Aprisindo masih menunggu data kinerja ekspor Desember 2019 dari Badan Pusat Statistik (BPS). ”Pada tahun 2019 kami turun cukup tinggi. Kami belum dapat angka final, masih menunggu data BPS untuk bulan Desember 2019. Namun, perkiraan kami (ekspor di tahun 2019) turun sekitar 12,7 persen,” kata Firman.
Pada awal tahun 2019, ada asumsi bahwa penurunan ekspor berasal dari pasar Eropa yang memang turun cukup dalam. Namun, pada pertengahan hingga akhir tahun 2019, ternyata ekspor ke Amerika Serikat juga turun.
”Asumsi awal karena ekspor turun di Eropa, berarti kita kalah bersaing dengan Vietnam. Ini karena kita belum ada Indonesia-EU CEPA (Perjanjian Kemitraan Ekonomi Komprehensif Indonesia-Uni Eropa), tetapi ekspor ke AS pun turun. Dengan kondisi itu, kami melihat bahwa sebenarnya faktor utama ada di dalam negeri, yakni faktor industri kita yang tidak kompetitif,” ujar Firman.
Kondisi industri yang tidak kompetitif tersebut salah satunya disumbang dari beban tenaga kerja yang sangat besar. ”Untuk industri alas kaki di daerah Banten, biaya untuk tenaga kerja bisa 30 persen dari total biaya produksi. Itulah yang kemudian mendorong industri relokasi ke daerah, seperti Jawa Tengah,” katanya.
Faktor kedua, yakni soal negosiasi dagang. Negosiasi dagang dapat menurunkan tarif di negara tujuan ekspor sampai nol persen dari sebelumnya yang sekitar 12 persen.
”Negosiasi dagang ini salah satunya dengan Uni Eropa. Bahkan, dengan AS pun kita belum ada negosiasi dagang. Kami masih berharap dengan adanya GSP (fasilitas pembebasan tarif/generalized system of preference). Ini tantangan juga,” ujar Firman.
Uni Eropa dan AS adalah dua pasar utama, masing-masing menyerap 33 persen dan 27 persen dari total ekspor alas kaki Indonesia. ”Di dua kawasan itu kita sama sekali belum ada perjanjian dagang. (Negosiasi dagang) Ini wilayah pemerintah yang harus diselesaikan pemerintah,” kata Firman.
Sebelumnya, peneliti senior di Lembaga Penyelidikan Ekonomi dan Masyarakat Fakultas Ekonomi dan Bisnis Universitas Indonesia, TM Zakir Machmud, mengatakan, salah satu isu utama di industri manufaktur adalah harga input atau masukan yang tidak kompetitif.

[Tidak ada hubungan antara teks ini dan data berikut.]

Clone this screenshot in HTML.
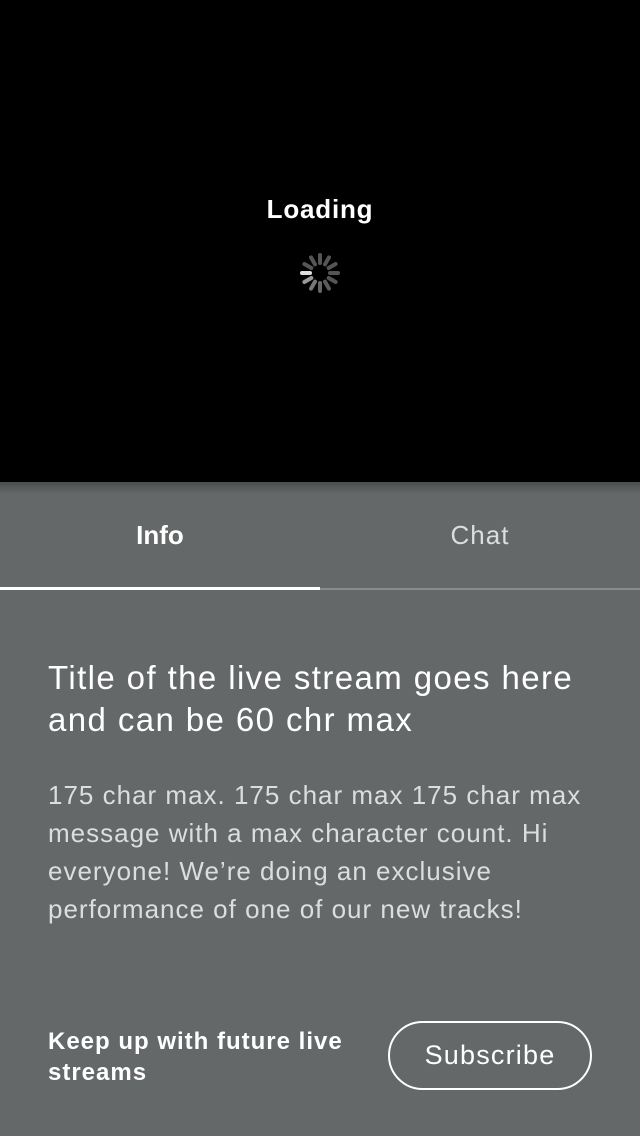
<!DOCTYPE html>
<html><head><meta charset="utf-8"><style>
*{margin:0;padding:0;box-sizing:border-box}
body{width:640px;height:1136px;background:#646868;font-family:"Liberation Sans",sans-serif;color:#fff;position:relative;overflow:hidden}
.video{position:absolute;left:0;top:0;width:640px;height:482px;background:#000}
.shadow{position:absolute;left:0;top:482px;width:640px;height:12px;background:linear-gradient(#4a4d4d,#646868)}
.abs{position:absolute;white-space:nowrap}
</style></head><body>
<div class="video"></div>
<div class="shadow"></div>
<div class="abs" style="left:0;width:640px;text-align:center;top:194px;font-size:26px;font-weight:bold;letter-spacing:0.8px">Loading</div>
<svg class="abs" style="left:296px;top:249px" width="48" height="48" viewBox="-24 -24 48 48">
<g stroke-linecap="round" stroke-width="4">
<line x1="0" y1="-10" x2="0" y2="-18" stroke="#555" transform="rotate(0)"/>
<line x1="0" y1="-10" x2="0" y2="-18" stroke="#555" transform="rotate(30)"/>
<line x1="0" y1="-10" x2="0" y2="-18" stroke="#555" transform="rotate(60)"/>
<line x1="0" y1="-10" x2="0" y2="-18" stroke="#555" transform="rotate(90)"/>
<line x1="0" y1="-10" x2="0" y2="-18" stroke="#555" transform="rotate(120)"/>
<line x1="0" y1="-10" x2="0" y2="-18" stroke="#5c5c5c" transform="rotate(150)"/>
<line x1="0" y1="-10" x2="0" y2="-18" stroke="#666" transform="rotate(180)"/>
<line x1="0" y1="-10" x2="0" y2="-18" stroke="#777" transform="rotate(210)"/>
<line x1="0" y1="-10" x2="0" y2="-18" stroke="#999" transform="rotate(240)"/>
<line x1="0" y1="-10" x2="0" y2="-18" stroke="#ddd" transform="rotate(270)"/>
<line x1="0" y1="-10" x2="0" y2="-18" stroke="#555" transform="rotate(300)"/>
<line x1="0" y1="-10" x2="0" y2="-18" stroke="#555" transform="rotate(330)"/>
</g></svg>
<div class="abs" style="left:0;width:320px;text-align:center;top:520px;font-size:26px;font-weight:bold">Info</div>
<div class="abs" style="left:320px;width:320px;text-align:center;top:520px;font-size:26px;color:#ddd;letter-spacing:1px">Chat</div>
<div class="abs" style="left:0;top:587px;width:320px;height:3px;background:#fff"></div>
<div class="abs" style="left:320px;top:588px;width:320px;height:2px;background:#8a8d8d"></div>
<div class="abs" style="left:48px;top:657px;font-size:33px;letter-spacing:1.4px;line-height:42px;white-space:normal;width:545px">Title of the live stream goes here and can be 60 chr max</div>
<div class="abs" style="left:48px;top:776px;font-size:26px;letter-spacing:1px;line-height:38px;white-space:normal;width:560px;color:#ddd">175 char max. 175 char max 175 char max message with a max character count. Hi everyone! We’re doing an exclusive performance of one of our new tracks!</div>
<div class="abs" style="left:48px;top:1026px;font-size:24px;letter-spacing:1px;line-height:31px;font-weight:bold;white-space:normal;width:320px">Keep up with future live streams</div>
<div class="abs" style="left:388px;top:1021px;width:204px;height:69px;border:2px solid #fff;border-radius:35px;text-align:center;line-height:65px;font-size:27px;letter-spacing:1.2px">Subscribe</div>
</body></html>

Menurut Zakir, masukan di manufaktur tersebut antara lain biaya energi, biaya sumber daya manusia, dan biaya dana apabila industri tersebut meminjam uang di perbankan. ”Harga masukan yang tidak kompetitif akan menjadikan harga produk hasil produksi industri juga tidak bersaing,” katanya.
Peningkatan daya saing manufaktur di dalam negeri membutuhkan peran berbagai pemangku kepentingan, termasuk pelaku industri dan pemerintah. Kemampuan industri yang terbukti mampu bertahan dan berkembang dinilai dapat menciptakan citra positif dalam menarik investasi baru ke Indonesia.
Sebelumnya, Menteri Perindustrian Agus Gumiwang Kartasasmita menyatakan, nilai investasi kumulatif sektor industri dari tahun 2015 hingga September 2019 mencapai Rp 1.216,2 triliun. ”Tahun ini kami memproyeksikan investasi akan mencapai Rp 351 triliun,” kata Agus.
Data Kementerian Perindustrian, yang dipublikasikan pada Senin (3/2/2020) menyebutkan, penanaman modal dalam negeri (PMDN) sektor industri sepanjang tahun 2019 mencapai Rp 72,27 triliun. Nilai ini 18,8 persen dari total PMDN yang Rp 386,5 triliun.
Adapun penanaman modal asing (PMA) sektor industri tercatat Rp 143,3 triliun atau 33,8 persen dari total PMA sepanjang tahun 2019 yang Rp 423,1 triliun.